スクウェアはそうなる前からゲームボーイカラーやアドバンスソフトの供給、及びデジキューブにおける任天堂ハードのソフト取り扱いを要請したようですが、交渉は門前払いだった模様。その影響が思い切りのしかかる感じになります。

 

スクウェア→スクウェア・エニックスに

ただ、ちょうど2002年に任天堂の山内溥氏が岩田聡氏に社長職を譲った以降、任天堂の態度が軟化した感じになり、2002年にはゲームボーイアドバンスソフト『チョコボランド』にて、任天堂ハードへ復帰しています。

しかし経営難は響き、その影響もあり2002年にはエニックスとの合併を発表し、2003年に合併、スクウェアエニックスとなります。

そしてデジキューブは2003年に会社更生手続きなしで破産しました。ちなみにゲームミュージック的には、この時の破産でここから出ていたサントラが廃盤になり、その後スクエニから復刻されるまでプレミア価格がついている状態になっていました。

 

そして今、クラウドがスマブラに参戦

それからはゲームキューブ、Wii、DS、3DSなど任天堂ハードにおいて普通にスクウェアエニックスからソフトが供給されています。

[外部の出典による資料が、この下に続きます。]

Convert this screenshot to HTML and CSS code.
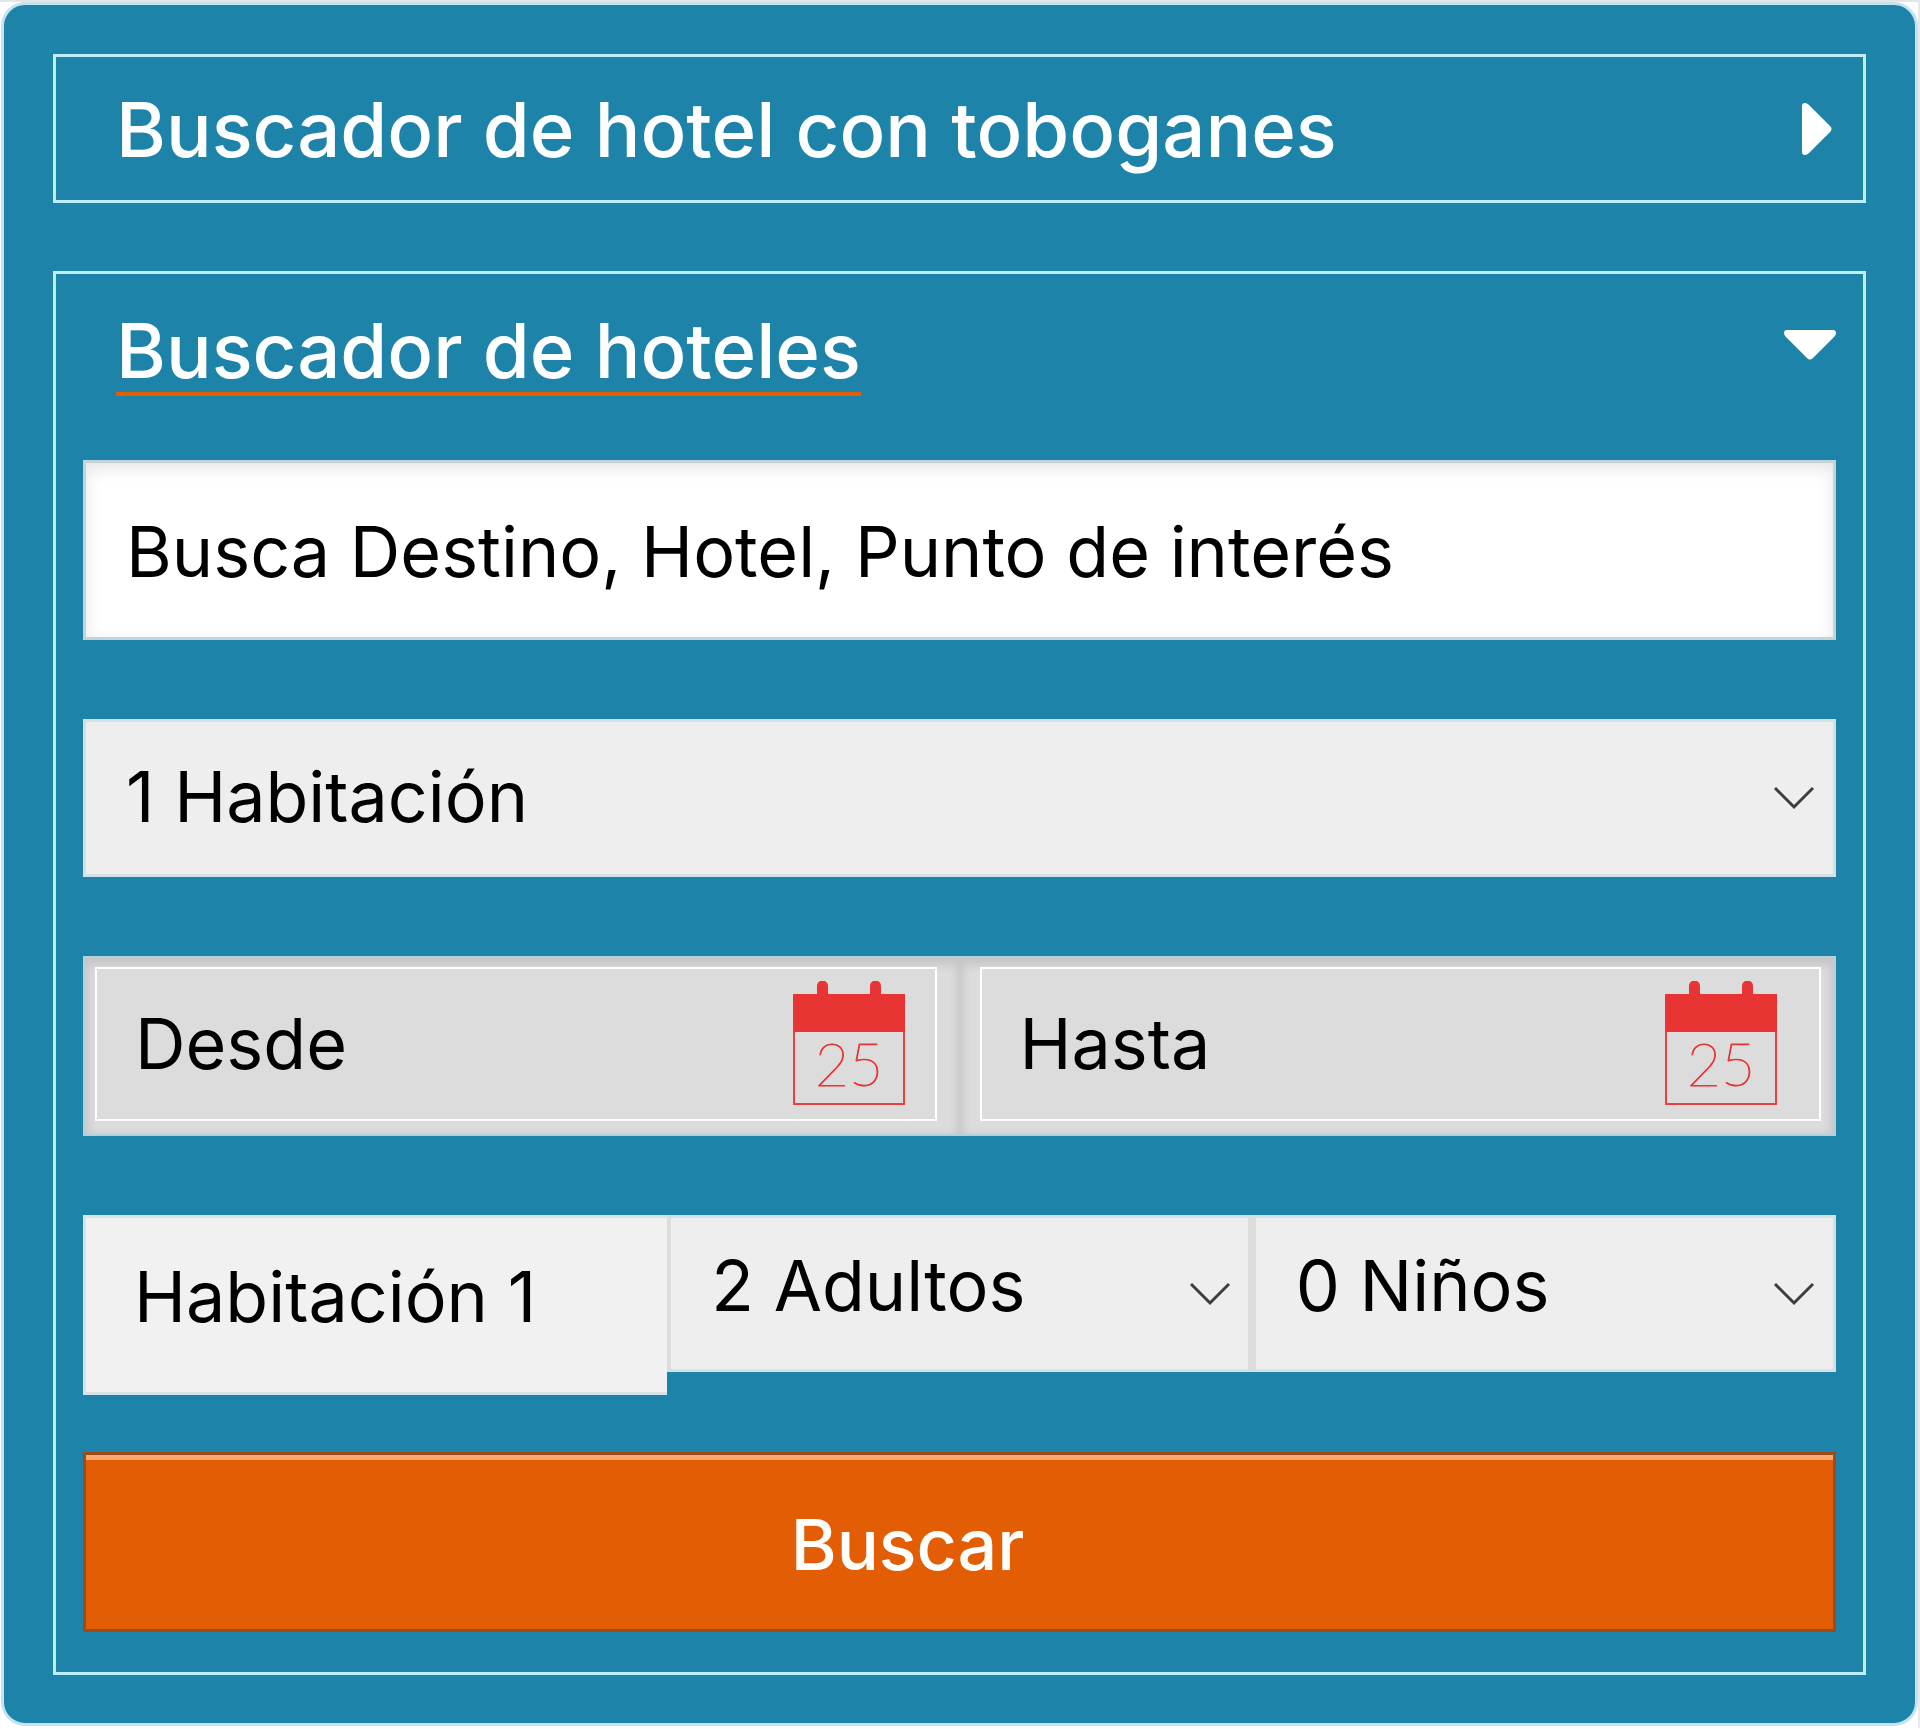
FILE: index.html
```html
<!DOCTYPE html>
<html lang="es">
<head>
<meta charset="utf-8">
<meta name="viewport" content="width=device-width, initial-scale=1">
<title>Buscador de hoteles</title>
<link rel="stylesheet" href="styles.css">
</head>
<body>
<main class="panel">
  <section class="box">
    <h2 class="heading">
      <button class="toggle" type="button" aria-expanded="false">
        <span class="toggle-text">Buscador de hotel con toboganes</span>
        <svg class="arrow arrow-right" viewBox="0 0 30 52" width="30" height="52" aria-hidden="true"><path d="M0 3Q0 0 3 0Q5 0 7 2L28 23Q31 26 28 29L7 50Q5 52 3 52Q0 52 0 49Z"/></svg>
      </button>
    </h2>
  </section>

  <section class="box">
    <h2 class="heading">
      <button class="toggle toggle-open" type="button" aria-expanded="true">
        <span class="toggle-text">Buscador de hoteles</span>
        <svg class="arrow" viewBox="0 0 52 30" width="52" height="30" aria-hidden="true"><path d="M3 0Q0 0 0 3Q0 5 2 7L23 28Q26 31 29 28L50 7Q52 5 52 3Q52 0 49 0Z"/></svg>
      </button>
    </h2>

    <form class="form">
      <input class="destination" type="text" aria-label="Destino" placeholder="Busca Destino, Hotel, Punto de interés">

      <div class="select rooms">
        <select class="select-field" aria-label="Habitaciones"><option>1 Habitación</option><option>2 Habitaciones</option></select>
        <svg class="chevron" viewBox="0 0 40 24" width="40" height="24" aria-hidden="true"><path d="M1 2L20 21L39 2"/></svg>
      </div>

      <div class="dates">
        <div class="date">
          <div class="date-frame">
            <input class="date-field" type="text" aria-label="Fecha desde" placeholder="Desde">
            <svg class="calendar" viewBox="0 0 112 124" width="112" height="124" aria-hidden="true"><path class="fill" d="M0 13H24V5a5 5 0 0 1 11 0V13H77V5a5 5 0 0 1 11 0V13H112V51H0Z"/><path class="line" d="M1 50V123H111V50"/><text x="56" y="105">25</text></svg>
          </div>
        </div>
        <div class="date">
          <div class="date-frame">
            <input class="date-field" type="text" aria-label="Fecha hasta" placeholder="Hasta">
            <svg class="calendar" viewBox="0 0 112 124" width="112" height="124" aria-hidden="true"><path class="fill" d="M0 13H24V5a5 5 0 0 1 11 0V13H77V5a5 5 0 0 1 11 0V13H112V51H0Z"/><path class="line" d="M1 50V123H111V50"/><text x="56" y="105">25</text></svg>
          </div>
        </div>
      </div>

      <div class="guests">
        <div class="room-name">Habitación 1</div>
        <div class="select">
          <select class="select-field guest-field" aria-label="Adultos"><option>2 Adultos</option><option>1 Adulto</option></select>
          <svg class="chevron" viewBox="0 0 40 24" width="40" height="24" aria-hidden="true"><path d="M1 2L20 21L39 2"/></svg>
        </div>
        <div class="select last">
          <select class="select-field guest-field" aria-label="Niños"><option>0 Niños</option><option>1 Niño</option></select>
          <svg class="chevron" viewBox="0 0 40 24" width="40" height="24" aria-hidden="true"><path d="M1 2L20 21L39 2"/></svg>
        </div>
      </div>

      <button class="submit" type="submit">Buscar</button>
    </form>
  </section>
</main>
</body>
</html>
```
FILE: styles.css
```css
* {
  box-sizing: border-box;
}

body {
  margin: 0;
  background: #fff;
  border-top: 2px solid #e2e6e6;
  border-right: 2px solid #e6e8ea;
  font-family: Inter, "Liberation Sans", sans-serif;
  font-size: 70px;
  color: #000;
}

input,
select,
button {
  margin: 0;
  font: inherit;
  color: inherit;
  border-radius: 0;
}

input::placeholder {
  color: #000;
  opacity: 1;
}

.panel {
  display: flex;
  flex-direction: column;
  gap: 68px;
  margin: 0 0 2px 1px;
  padding: 49px 49px 48px 49px;
  background: #1d83a8;
  border: 3px solid #c3e3ee;
  border-radius: 24px;
}

.box {
  border: 3px solid #bdeefb;
}

.heading {
  margin: 0;
  font-size: 76px;
  font-weight: 500;
}

.toggle {
  display: flex;
  align-items: center;
  justify-content: space-between;
  width: 100%;
  padding: 32px 27px 31px 60px;
  background: none;
  border: 0;
  color: #fff;
  line-height: 80px;
  text-align: left;
}

.toggle-open {
  align-items: flex-start;
  padding: 36px 27px 64px 60px;
}

.toggle-open .toggle-text {
  padding-bottom: 2px;
  border-bottom: 4px solid #e25d03;
}

.toggle-open .arrow {
  margin-top: 20px;
}

.arrow {
  fill: #fff;
}

.arrow-right {
  margin-right: 4px;
}

.form {
  display: flex;
  flex-direction: column;
  gap: 79px;
  padding: 0 27px 40px;
}

.destination {
  width: 100%;
  height: 180px;
  padding: 2px 40px 0;
  background: #fff;
  border: 3px solid #c3d3da;
  box-shadow: inset 0 6px 16px rgba(0, 0, 0, 0.1);
}

.select {
  display: grid;
  align-items: center;
}

.select > * {
  grid-area: 1 / 1;
}

.select-field {
  appearance: none;
  width: 100%;
  height: 158px;
  padding: 0 40px 4px;
  background: #eee;
  border: 3px solid #d2e1e7;
}

.chevron {
  justify-self: end;
  margin-right: 22px;
  fill: none;
  stroke: #3c3c3c;
  stroke-width: 3;
  pointer-events: none;
}

.dates {
  display: grid;
  grid-template-columns: repeat(2, minmax(0, 1fr));
  border: 2px solid #b4d0dc;
}

.date {
  padding: 9px 13px 13px 20px;
  background: #dcdcdc;
  box-shadow: inset 0 4px 10px 3px rgba(0, 0, 0, 0.1);
}

.date:first-child {
  padding: 9px 23px 13px 10px;
}

.date-frame {
  display: flex;
  align-items: center;
  height: 154px;
  padding: 0 30px 2px 38px;
  background: #dcdcdc;
  border: 2px solid #fff;
}

.date:last-child .date-frame {
  padding-right: 42px;
}

.date-field {
  flex: 1;
  min-width: 0;
  height: 120px;
  padding: 0;
  background: none;
  border: 0;
}

.calendar {
  flex: none;
}

.calendar .fill {
  fill: #e93434;
}

.calendar .line {
  fill: none;
  stroke: #ec4040;
  stroke-width: 2;
}

.calendar text {
  fill: #e93434;
  stroke: #e93434;
  stroke-width: 1;
  font-family: Lato, sans-serif;
  font-size: 59px;
  font-weight: 100;
  text-anchor: middle;
}

.guests {
  display: grid;
  grid-template-columns: repeat(3, minmax(0, 1fr));
  align-items: start;
  margin-bottom: -22px;
}

.room-name {
  height: 180px;
  padding: 0 48px 16px;
  background: #f1f1f1;
  border: 3px solid #d6e4ea;
  border-right: 0;
  line-height: 158px;
  white-space: nowrap;
}

.guest-field {
  height: 157px;
  padding: 0 40px 16px;
  border-right: 4px solid #dcdcdc;
  border-left: 4px solid #dcdcdc;
}

.last .guest-field {
  border-right: 3px solid #d2e1e7;
}

.submit {
  height: 180px;
  padding: 4px 104px 0 0;
  background: #e25d03;
  border: 3px solid #9c4c1c;
  box-shadow: inset 0 5px 0 #fba770;
  color: #fff;
  font-weight: 500;
}
```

そして2006年にはDSソフトとして『マリオバスケ 3ON3』という、FFキャラが登場するゲームも出ています。

ただ、今回最初に書いた1990年代中盤の次世代機戦争における中心となったFFⅦの主役であるクラウドが参戦するということになったのは、やはり当時を知る人から見ると衝撃が大きいでしょう。ある意味、マリオとソニックが初めて共演した時以来かもしれません。

まあそれだけスマブラの抱擁力がやけに大きいということと、時代が変わったということでしょうね。振り返れば音ゲーで訴訟合戦までしてたコナミとナムコたちが天下一音ゲ祭で一緒にイベントやるくらいですし。

■参考

音ゲー訴訟はあれからどうなったのか : Timesteps
2000年あたりでコナミやジャレコ、ナムコなどが争っていた音ゲーの特許訴訟はそれからどうなったのか。

今絶対にありそうもない企業同士のコラボも、数年経つとあり得るかもしれないですね。